Sunday, July 17, 2011
This weekend begins the annual rites of a secret society that has attracted much speculation in recent years: the famous Bohemian Club in California. Since the society began in the late 19th century, its high powered members have descended to a wooded area outside Monte Rio, and engaged in curious revelry that looks nefarious to some and childish to others. Whatever the case, no one can deny that the Bohemian Grove is strange, and exudes a surreal atmosphere closely related to weird art and literature.
What Happens at the Grove
The annual meeting of the Bohemian Club generally lasts about two weeks through mid July. During this time, household names from government, business, and media kick back in the woods. Whatever else it is, the event seems designed to take these overstressed individuals out of their every day responsibilities. Many observers contend that the Bohemians end up drinking too much, which causes their exclusive festivities to degenerate into a drunken tirade reminiscent of frat house parties.
Meanwhile, fearful observers from across the political spectrum believe far more nefarious undertakings are occurring in Bohemian Grove. Allegations of orgies, illegal drugs, prostitution, and even sacrificial murder have surfaced in recent years. While left wing conspiracy believers rage against policy decisions they believe are being set by arms of a military-industrial complex, right wing dissidents accuse the Bohemian members of Satanism. Books like Mike Hanson's Bohemian Grove: Cult of Conspiracy round up the most nightmarish aspects of the meeting. No hard proof has ever emerged of the worst claims going on at the Grove, but something strange is taking place.
The big question that distinguishes whether the Bohemian Club is an elaborate joy ride or a closed door policy session is whether deals are being cut under the table. For decades, the summer site has been a gathering point for Presidents, countless bureaucrats, and titans of industry. Scientific, military, and artistic personalities show up as well. It's believed that the Manhattan Project's major components, leading to the Atomic bomb, were partly conceived during a Bohemian Club meeting in 1942. The truth is probably somewhere in the middle. Although Grove attendees seem intent on engaging in pleasure seeking, it's difficult to imagine that so many rich and powerful individuals gathered in one place never knock around ideas or make deals off the record.
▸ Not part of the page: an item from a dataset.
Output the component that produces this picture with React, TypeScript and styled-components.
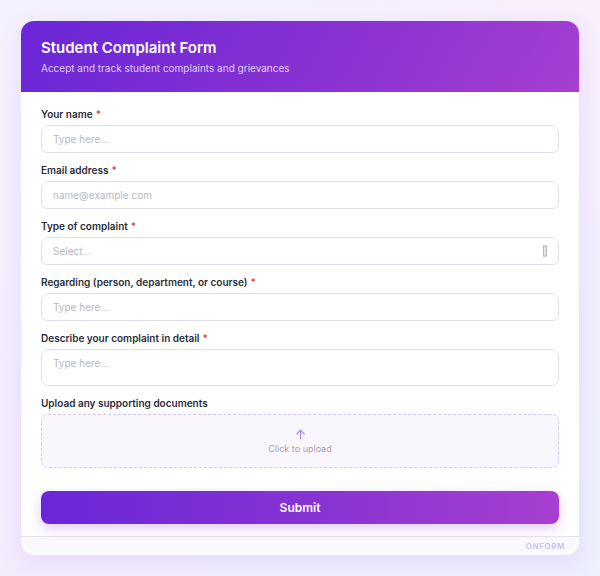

Ritualistic Horror: The Cremation of Care
The most bizarre moment in the Bohemian Club's annual gathering usually occurs on Saturday, when members gather before a gigantic stone owl and perform a play entitled The Cremation of Care. During this event, a mock sacrifice occurs. A gangly human effigy is sacrificed and burned. Ostensibly, this occurrence symbolizes the destruction of the earthly ties that normally bind Grove members, also implied in their slogan, "Weaving spiders come not here."
Unsurprisingly, this faux cremation is the source of many unsettling legends. It's easy to believe the power elite are devils, when they are howling along to occult rituals. There's certainly a wild and immature element to the whoops and hollers captured in scenes from the Cremation of Care, recorded when a notable conspiracy theorist named Alex Jones infiltrated the group in 2000. The full elusive taping was later made into the film Dark Secrets Inside Bohemian Grove, but the Cremation of Care ceremony is undeniably the creepiest part.
Conspiracy or not, we have the makings of a weirdly Lovecraftian performance occurring in the real world. The cultists, rather than being inbred goons from the Louisiana Bayou, are global leaders. It's one thing to listen to drunken nobodies gibbering as though they were at Great Cthulhu's talons, rather than a giant owl's, but hearing it come from society's supposed cream-of-the-crop is exceptionally eerie.
Bohemian Grove and the Weird
The Cremation of Care ceremony isn't the only Bohemian Club aspect related to supernatural literature. The entire event glows with an uncanny atmosphere best received in the pages of Lovecraft, Poe, or Machen. It's ultimately the Grove's lingering mysteriousness that causes it to look and feel so strange. Secrecy also breeds monsters, even very human ones, and perceptions of malevolence.
Atmosphere aside, the Bohemian Club's exclusive products share a similarity with weird fiction books too. Anyone acquainted with the literary horror genre knows how pricey and scarce certain story collections and novels can be. Likewise for limited edition plays, yearbooks, and other publications issued by the Club to its members. Don't be surprised to see rare copies of these items floating around E-bay and booksellers for thousands of dollars.
What really happens at the Bohemian Grove every July is only known to the attendees, and very few of them are talking. The annual gathering is a blessing and a curse for seekers after real world weirdness. The rituals and the covert shadows prove that highly unusual and creepy happenings arrive in this world. However, their unknown nature drives fear and closet admiration for lovers of the strange aesthetic.